El día de junio de 2015 en que anunció su candidatura a la presidencia de Estados Unidos Donald Trump declaró: “He observado a los políticos. He negociado con ellos toda mi vida. Si no puedes hacer un buen acuerdo con un político, entonces hay algo mal contigo. Ciertamente no eres muy bueno”. Este viernes, 64 días después de llegar al Despacho Oval, tras un estrepitoso fracaso en su primera gran medida legislativa, esas arrogantes palabras se vuelven en su contra.

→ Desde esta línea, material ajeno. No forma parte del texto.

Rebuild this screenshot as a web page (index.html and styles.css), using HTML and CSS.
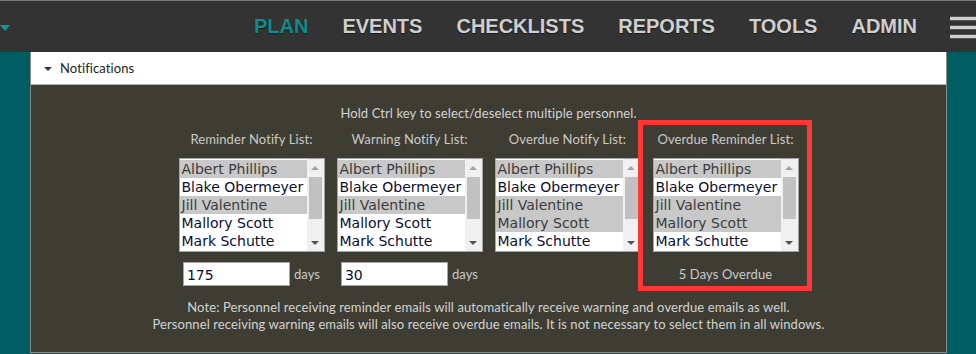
FILE: index.html
```html
<!DOCTYPE html>
<html lang="en">
<head>
	<meta charset="UTF-8">
	<meta name="viewport" content="width=device-width, initial-scale=1" />
	<title>Plan - Notifications</title>
	<link rel="stylesheet" href="styles.css">
</head>
<body>

<header class="topbar">
	<span class="topbar-caret"></span>
	<nav class="menu">
		<a class="active">PLAN</a>
		<a>EVENTS</a>
		<a>CHECKLISTS</a>
		<a>REPORTS</a>
		<a>TOOLS</a>
		<a>ADMIN</a>
	</nav>
	<span class="burger"><i></i><i></i><i></i></span>
</header>

<section class="panel">
	<div class="panel-head"><span class="caret"></span>Notifications</div>
	<div class="panel-body">
		<p class="hint">Hold Ctrl key to select/deselect multiple personnel.</p>

		<div class="lists">
			<div class="list">
				<div class="list-label">Reminder Notify List:</div>
				<div class="listbox">
					<div class="options">
						<div class="opt sel">Albert Phillips</div>
						<div class="opt">Blake Obermeyer</div>
						<div class="opt sel">Jill Valentine</div>
						<div class="opt">Mallory Scott</div>
						<div class="opt">Mark Schutte</div>
					</div>
					<div class="scroll"><span class="up"></span><span class="thumb"></span><span class="down"></span></div>
				</div>
				<div class="list-foot">
					<input class="days" value="175"/>
					<span>days</span>
				</div>
			</div>

			<div class="list">
				<div class="list-label">Warning Notify List:</div>
				<div class="listbox">
					<div class="options">
						<div class="opt sel">Albert Phillips</div>
						<div class="opt">Blake Obermeyer</div>
						<div class="opt sel">Jill Valentine</div>
						<div class="opt">Mallory Scott</div>
						<div class="opt">Mark Schutte</div>
					</div>
					<div class="scroll"><span class="up"></span><span class="thumb"></span><span class="down"></span></div>
				</div>
				<div class="list-foot">
					<input class="days" value="30"/>
					<span>days</span>
				</div>
			</div>

			<div class="list">
				<div class="list-label">Overdue Notify List:</div>
				<div class="listbox">
					<div class="options">
						<div class="opt sel">Albert Phillips</div>
						<div class="opt">Blake Obermeyer</div>
						<div class="opt sel">Jill Valentine</div>
						<div class="opt sel">Mallory Scott</div>
						<div class="opt">Mark Schutte</div>
					</div>
					<div class="scroll"><span class="up"></span><span class="thumb"></span><span class="down"></span></div>
				</div>
				<div class="list-foot"></div>
			</div>

			<div class="list flagged">
				<div class="list-label">Overdue Reminder List:</div>
				<div class="listbox">
					<div class="options">
						<div class="opt sel">Albert Phillips</div>
						<div class="opt">Blake Obermeyer</div>
						<div class="opt sel">Jill Valentine</div>
						<div class="opt sel">Mallory Scott</div>
						<div class="opt">Mark Schutte</div>
					</div>
					<div class="scroll"><span class="up"></span><span class="thumb"></span><span class="down"></span></div>
				</div>
				<div class="list-foot">5 Days Overdue</div>
			</div>
		</div>

		<p class="note">
			Note: Personnel receiving reminder emails will automatically receive warning and overdue emails as well.<br/>
			Personnel receiving warning emails will also receive overdue emails. It is not necessary to select them in all windows.
		</p>
	</div>
</section>

</body>
</html>
```

FILE: styles.css
```css
html, body {
	margin: 0;
	height: 100%;
	overflow: hidden;
}
body {
	background: #005e62;
	font-family: Lato, "Open Sans", sans-serif;
	font-size: 13px;
	letter-spacing: 0.1px;
}
.topbar {
	display: flex;
	align-items: center;
	height: 52px;
	box-sizing: border-box;
	background: #333333;
	border-top: 1px solid #7a7a7a;
	overflow: hidden;
}
.topbar-caret {
	flex: none;
	width: 0;
	height: 0;
	border-left: 5px solid transparent;
	border-right: 5px solid transparent;
	border-top: 6px solid #0b9a99;
	margin-top: 2px;
}
.menu {
	display: flex;
	gap: 34px;
	margin-left: auto;
}
.menu a {
	font-family: "Liberation Sans", Arial, sans-serif;
	font-weight: bold;
	font-size: 20px;
	letter-spacing: 0;
	color: #cfcfcf;
	text-shadow: 0 1px 1px #1a1a1a;
}
.menu a.active {
	color: #0e8d8b;
}
.burger {
	flex: none;
	display: flex;
	flex-direction: column;
	gap: 4px;
	width: 26px;
	margin-left: 33px;
	margin-top: 2px;
}
.burger i {
	display: block;
	width: 26px;
	height: 3px;
	background: #d0d0d0;
	border-top: 1px solid #555;
	border-bottom: 1px solid #555;
}
.panel {
	margin: 0 29px 0 30px;
	border: 1px solid #8a8a8a;
	border-top: 0;
}
.panel-head {
	display: flex;
	align-items: center;
	gap: 8px;
	height: 32px;
	padding-left: 13px;
	background: #fff;
	color: #222;
	border-bottom: 1px solid #b0b0b0;
}
.caret {
	width: 0;
	height: 0;
	border-left: 4px solid transparent;
	border-right: 4px solid transparent;
	border-top: 4px solid #333;
	margin-top: 1px;
}
.panel-body {
	background: #3e3d33;
	padding: 20px 0 19px;
	color: #d2d2d2;
	text-align: center;
}
.hint {
	margin: 0;
	line-height: 16px;
}
.lists {
	display: flex;
	justify-content: center;
	gap: 12px;
	margin-top: 10px;
}
.list {
	display: flex;
	flex-direction: column;
	align-items: center;
	width: 146px;
}
.list-label {
	line-height: 16px;
	margin-bottom: 11px;
	color: #c9c9c9;
}
.listbox {
	display: flex;
	width: 146px;
	height: 94px;
	box-sizing: border-box;
	border: 1px solid #a5a5a5;
	background: #fff;
}
.options {
	flex: 1;
	padding-top: 1px;
	text-align: left;
	font-family: "DejaVu Sans", Verdana, sans-serif;
	font-size: 14px;
	letter-spacing: 0;
}
.opt {
	height: 18px;
	line-height: 19px;
	padding-left: 2px;
	color: #0c0c35;
	white-space: nowrap;
	overflow: hidden;
}
.opt.sel {
	background: #c8c8c8;
	color: #3c3c3c;
}
.scroll {
	display: flex;
	flex-direction: column;
	align-items: center;
	width: 17px;
	background: #f0f0f0;
}
.scroll .up, .scroll .down {
	width: 0;
	height: 0;
	border-left: 4px solid transparent;
	border-right: 4px solid transparent;
}
.scroll .up {
	border-bottom: 4px solid #a3a3a3;
	margin-top: 7px;
}
.scroll .thumb {
	width: 13px;
	height: 42px;
	margin-top: 7px;
	background: #c1c1c1;
}
.scroll .down {
	border-top: 4px solid #505050;
	margin-top: auto;
	margin-bottom: 6px;
}
.list-foot {
	display: flex;
	align-items: center;
	justify-content: center;
	gap: 4px;
	height: 24px;
	margin-top: 10px;
	color: #c9c9c9;
}
input.days {
	width: 107px;
	height: 24px;
	box-sizing: border-box;
	border: 1px solid #a5a5a5;
	padding: 1px 3px 0;
	font-family: "DejaVu Sans", Verdana, sans-serif;
	font-size: 14px;
	color: #0c0c35;
	outline: none;
}
.flagged {
	position: relative;
}
.flagged::after {
	content: "";
	position: absolute;
	top: -11px;
	bottom: -5px;
	left: -15px;
	right: -13px;
	border: 5px solid #ff3636;
}
.note {
	margin: 13px 0 0;
	line-height: 17px;
}
```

Trump no ha conseguido unir a los representantes de su propio partido para que echaran a rodar en el Congreso la propuesta de ley con la que se pretende revocar y reemplazar la reforma sanitaria de Barack Obama, la iniciativa que los republicanos han demonizado desde que entró en vigor hace ahora siete años y que por fin podían atacar al contar con el control de las dos cámaras y de la Casa Blanca. Sus supuestas dotes como artista de la negociación, que dieron título a uno de sus libros cuando era magnate inmobiliario, se han evaporado ante las complejidades e las realidades políticas de Washington, y también, sobre todo, de las distintas alas que componen el partido republicano. Y tras varios días de esfuerzos tan frenéticos como infructuosos, se ha visto obligado a pedir en el último momento a Paul Ryan, el speakerde la Cámara Baja, que suspendiera una votación prevista sobre la iniciativa legislativa.

A Trump no le han servido de nada tácticas que han incluído presiones y un órdago que quizá sea útil en sus casinos pero que no ha impresionado ni a los congresistas más ultraconservadores ni a los más moderados. Y aunque finalmente ha perdido ese ultimatum, ha instado a Ryan a suspender la votación y ha evitado la humillación total de perderla, lo sucedido no solo representa el más duro golpe de su joven presidencia, más que simbólico, sino que pone en cuestión su capacidad para trabajar en el futuro con los republicanos en el Congreso para sacar adelante otras prioridades de su agenda.